-- Start MATERIAL PROVIDED --

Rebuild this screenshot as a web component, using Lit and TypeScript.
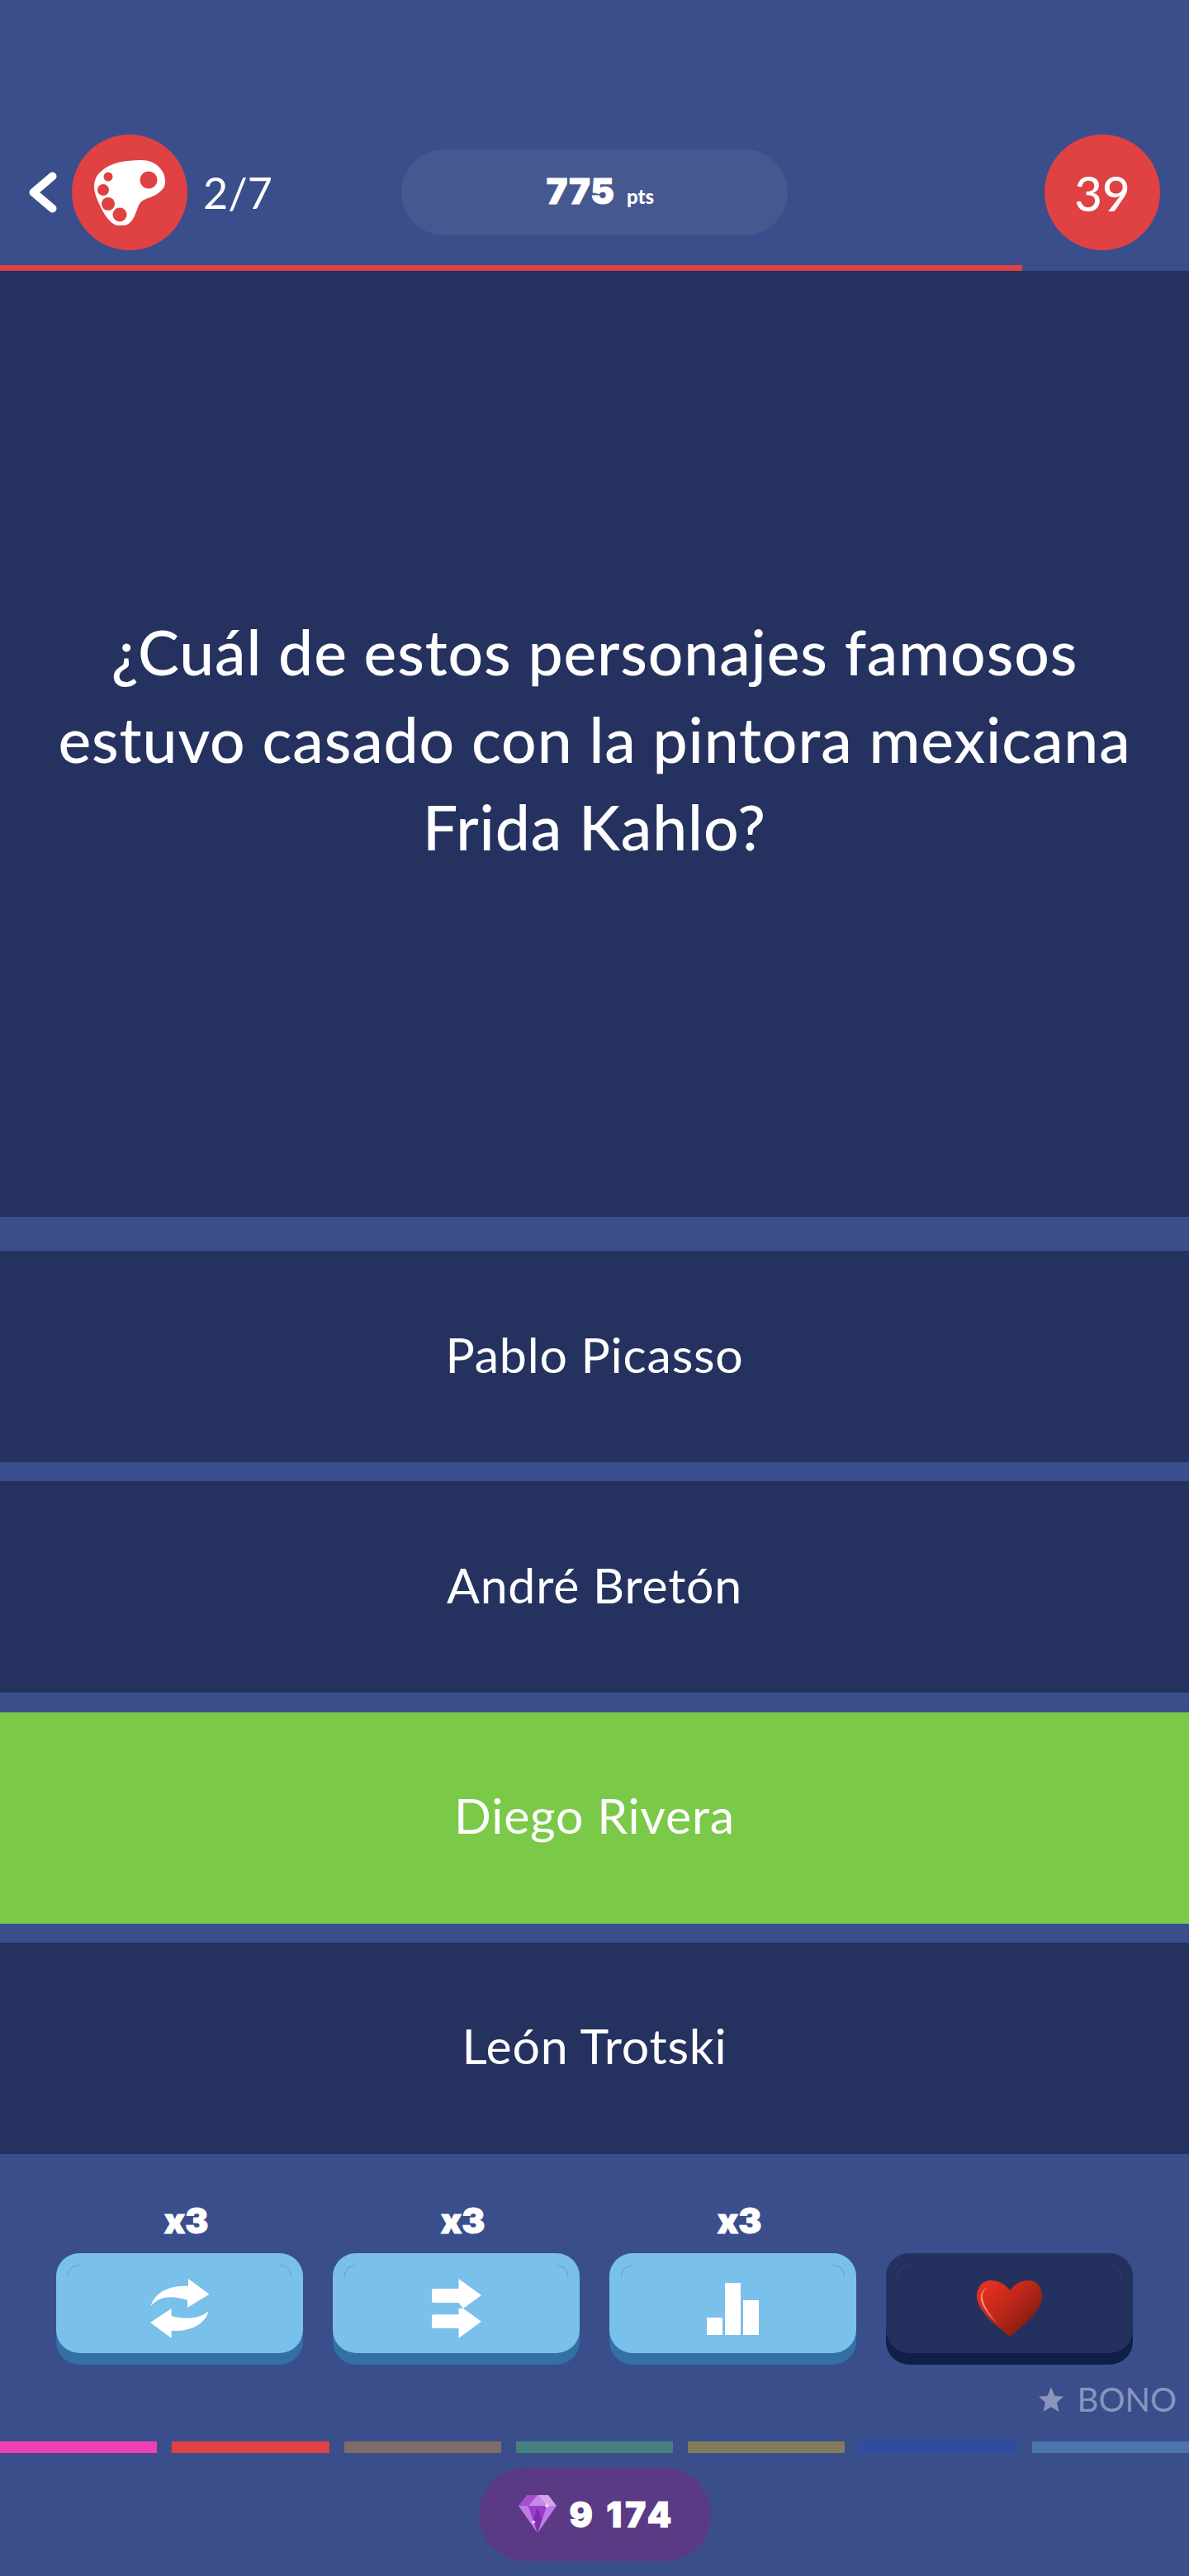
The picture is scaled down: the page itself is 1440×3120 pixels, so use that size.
import { LitElement, html, css } from "lit";
import { customElement } from "lit/decorators.js";

const shuffleIcon = html`<svg viewBox="0 0 72 72" width="72" height="72"><path fill="#fff" d="M71.500 18.700 46 0v8.700C22 8 6 16 .4 33.300 10 22 24 19 45 26v9z"/><path fill="#fff" d="M0 53 25.600 36v9c18 5 36 3 44.900-6C66 56 48 64 25.600 63v9z"/></svg>`;
const skipIcon = html`<svg viewBox="0 0 60 72" width="60" height="72"><path fill="#fff" d="M2 12h30.500V0L60 20 38 36 60 51.700 32.500 72V60H2a2 2 0 0 1-2-2V45.300a2 2 0 0 1 2-2h30.500V36L38 36 32.500 29H2a2 2 0 0 1-2-2V14a2 2 0 0 1 2-2z"/></svg>`;
const barsIcon = html`<svg viewBox="0 0 63 63" width="63" height="63"><path fill="#fff" d="M0 42h19v21H0zM22 0h19v63H22zM44 21h19v42H44z"/></svg>`;

@customElement("app-root")
export class AppRoot extends LitElement {
  static styles = css`
    :host { display: block; width: 1440px; height: 3120px; background: #3a4e8c; color: #fff; font-family: Lato, "Noto Sans", sans-serif; overflow: hidden; }
    .header { display: grid; grid-template-columns: 486px 468px 1fr; align-items: center; padding: 163px 35px 18px 0; height: 140px; }
    .left { display: flex; align-items: center; padding-left: 35px; }
    .back { width: 34px; height: 50px; display: block; flex: none; }
    .cat { width: 140px; height: 140px; border-radius: 50%; background: #e04142; margin-left: 18px; display: flex; align-items: center; justify-content: center; flex: none; }
    .count { font-size: 52px; font-weight: 400; margin-left: 19px; line-height: 1; }
    .pill { height: 104px; border-radius: 52px; background: #465890; display: flex; align-items: baseline; justify-content: center; gap: 14px; line-height: 100px; padding-left: 14px; box-sizing: border-box; }
    .pts { font-family: Inter, sans-serif; font-size: 43px; font-weight: 900; -webkit-text-stroke: 1px #fff; letter-spacing: 1px; }
    .ptsu { font-family: Lato, sans-serif; font-size: 24px; font-weight: 900; }
    .timer { justify-self: end; width: 140px; height: 140px; border-radius: 50%; background: #e04142; display: flex; align-items: center; justify-content: center; font-size: 58px; font-weight: 500; }
    .progress { height: 7px; width: 1238px; background: #e04142; }
    .question { height: 1146px; background: #25315f; display: flex; align-items: center; justify-content: center; text-align: center; font-size: 75px; letter-spacing: 0.9px; line-height: 106px; font-weight: 500; margin-bottom: 41px; padding-bottom: 12px; box-sizing: border-box; }
    .answers { display: flex; flex-direction: column; gap: 23.3px; }
    .answer { height: 256px; background: #25315f; display: flex; align-items: center; justify-content: center; font-size: 59px; letter-spacing: 0.8px; padding-bottom: 6px; box-sizing: border-box; }
    .answer.ok { background: #7bc948; }
    .tools { display: grid; grid-template-columns: repeat(4, 299px); gap: 36px; padding: 61px 0 0 68px; }
    .tool { display: flex; flex-direction: column; align-items: center; }
    .x { height: 59px; font-family: Inter, sans-serif; font-weight: 900; font-size: 42px; line-height: 40px; padding-left: 16px; -webkit-text-stroke: 1px #fff; }
    .btn { width: 100%; height: 121px; border-radius: 28px; background: #79c0eb; box-shadow: 0 14px 0 #3370a5; display: flex; align-items: center; justify-content: center; position: relative; padding-top: 14px; box-sizing: border-box; }
    .btn::before, .btn::after { content: ""; position: absolute; top: 14px; width: 14px; height: 14px; border-top: 1px solid rgba(51,112,165,.35); }
    .btn::before { left: 14px; border-left: 1px solid rgba(51,112,165,.35); border-top-left-radius: 14px; }
    .btn::after { right: 14px; border-right: 1px solid rgba(51,112,165,.35); border-top-right-radius: 14px; }
    .btn.dark { background: #24315f; box-shadow: 0 14px 0 #121e4a; }
    .btn.dark::before, .btn.dark::after { border-color: rgba(255,255,255,.06); }
    .bono { display: flex; justify-content: flex-end; align-items: center; gap: 17px; padding: 36px 15px 0 0; color: #8a95bd; font-size: 40px; line-height: 40px; }
    .strip { display: flex; gap: 18px; margin-top: 31px; height: 14px; }
    .strip div { flex: 1; }
    .gems { width: 281px; height: 113px; border-radius: 56px; background: #5a3a84; margin: 18px auto 0; display: flex; align-items: center; gap: 16px; padding-left: 48px; box-sizing: border-box; font-family: Inter, sans-serif; font-weight: 900; font-size: 42px; letter-spacing: 4px; -webkit-text-stroke: 1px #fff; }
  `;

  render() {
    const answers = ["Pablo Picasso", "André Bretón", "Diego Rivera", "León Trotski"];
    const strip = ["#ee3fb5", "#e04142", "#7f6b68", "#46807e", "#827c5c", "#2e4da0", "#4d74ac"];
    return html`
      <div class="header">
        <div class="left">
          <svg class="back" viewBox="0 0 34 50"><path d="M28.500 5.500 5.500 25l23 19.500" fill="none" stroke="#fff" stroke-width="10" stroke-linecap="round" stroke-linejoin="round"/></svg>
          <div class="cat">
            <svg viewBox="114 193 86 79" width="86" height="79">
              <path fill="#fff" d="M172 193C188 193 200 205 200 218C200 223 199 226 197 228C192 234 185 237 177 240C171 242 169 245 167 250C164 258 161 268 154 271C150 273 143 273 139 271C132 267 127 260 123 252C118 242 114 232 114 226C114 219 116 212 122 207C130 199 142 195 155 194C161 193 166 193 172 193Z"/>
              <g fill="#e04142"><circle cx="180" cy="217" r="10.500"/><circle cx="131" cy="213" r="5.500"/><circle cx="125" cy="229" r="7"/><circle cx="131" cy="246" r="8"/><circle cx="145" cy="259" r="8.500"/></g>
            </svg>
          </div>
          <span class="count">2/7</span>
        </div>
        <div class="pill"><span class="pts">775</span><span class="ptsu">pts</span></div>
        <div class="timer">39</div>
      </div>
      <div class="progress"></div>
      <div class="question"><div>¿Cuál de estos personajes famosos<br>estuvo casado con la pintora mexicana<br>Frida Kahlo?</div></div>
      <div class="answers">${answers.map((a, i) => html`<div class="answer ${i === 2 ? "ok" : ""}">${a}</div>`)}</div>
      <div class="tools">
        <div class="tool"><div class="x">x3</div><div class="btn">${shuffleIcon}</div></div>
        <div class="tool"><div class="x">x3</div><div class="btn">${skipIcon}</div></div>
        <div class="tool"><div class="x">x3</div><div class="btn">${barsIcon}</div></div>
        <div class="tool"><div class="x"></div><div class="btn dark">
          <svg viewBox="0 0 79 68" width="79" height="68">
            <defs><linearGradient id="h" x1="0.1" y1="0.1" x2="0.9" y2="0.8"><stop offset="0" stop-color="#e6301f"/><stop offset=".5" stop-color="#bc2719"/><stop offset="1" stop-color="#7c1b10"/></linearGradient></defs>
            <path fill="url(#h)" d="M40 12C34 4 26 0 17 0 7 0 0 8 0 19 0 36 20 52 40 68 60 52 79 36 79 19 79 8 72 0 63 0 54 0 46 4 40 12Z"/>
            <path fill="#ee9a90" d="M12 9c-4 3-6 8-5 13 2 10 9 20 17 29-9-8-17-18-19-28-1-6 2-12 7-14z"/>
          </svg>
        </div></div>
      </div>
      <div class="bono"><svg viewBox="0 0 24 24" width="30" height="30"><path fill="#8a95bd" d="M12 0l3.500 8.500 8.500.8-6.400 5.800 2 9L12 19.400 4.400 24l2-9L0 9.300l8.500-.8z"/></svg><span>BONO</span></div>
      <div class="strip">${strip.map((c) => html`<div style="background:${c}"></div>`)}</div>
      <div class="gems">
        <svg viewBox="0 0 46 46" width="46" height="46">
          <path fill="#a34fd0" d="M10 0h13L12 13H0z"/><path fill="#c689e4" d="M12 13 23 0l11 13z"/><path fill="#d9a3ec" d="M23 0h13l10 13H34z"/>
          <path fill="#c17ae8" d="M0 13h12l11 33z"/><path fill="#c17ae8" d="M34 13h12L23 46z"/><path fill="#9a3fcc" d="M12 13h22L23 46z"/><path fill="#7f2db0" d="M23 15l5 14-5 17-5-17z"/>
          <path fill="#fff" d="M34.300 10l.8 2.300 2.300.7-2.300.7-.8 2.300-.8-2.300-2.300-.7 2.300-.7zM18.300 30l.7 2 2 .7-2 .7-.7 2-.7-2-2-.7 2-.7z"/>
        </svg>
        <span>9 174</span>
      </div>
    `;
  }
}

-- End MATERIAL PROVIDED --

From the material above, copy each line that includes the word "size".

The picture is scaled down: the page itself is 1440×3120 pixels, so use that size.
    .count { font-size: 52px; font-weight: 400; margin-left: 19px; line-height: 1; }
    .pts { font-family: Inter, sans-serif; font-size: 43px; font-weight: 900; -webkit-text-stroke: 1px #fff; letter-spacing: 1px; }
    .ptsu { font-family: Lato, sans-serif; font-size: 24px; font-weight: 900; }
    .timer { justify-self: end; width: 140px; height: 140px; border-radius: 50%; background: #e04142; display: flex; align-items: center; justify-content: center; font-size: 58px; font-weight: 500; }
    .question { height: 1146px; background: #25315f; display: flex; align-items: center; justify-content: center; text-align: center; font-size: 75px; letter-spacing: 0.9px; line-height: 106px; font-weight: 500; margin-bottom: 41px; padding-bottom: 12px; box-sizing: border-box; }
    .answer { height: 256px; background: #25315f; display: flex; align-items: center; justify-content: center; font-size: 59px; letter-spacing: 0.8px; padding-bottom: 6px; box-sizing: border-box; }
    .x { height: 59px; font-family: Inter, sans-serif; font-weight: 900; font-size: 42px; line-height: 40px; padding-left: 16px; -webkit-text-stroke: 1px #fff; }
    .bono { display: flex; justify-content: flex-end; align-items: center; gap: 17px; padding: 36px 15px 0 0; color: #8a95bd; font-size: 40px; line-height: 40px; }
    .gems { width: 281px; height: 113px; border-radius: 56px; background: #5a3a84; margin: 18px auto 0; display: flex; align-items: center; gap: 16px; padding-left: 48px; box-sizing: border-box; font-family: Inter, sans-serif; font-weight: 900; font-size: 42px; letter-spacing: 4px; -webkit-text-stroke: 1px #fff; }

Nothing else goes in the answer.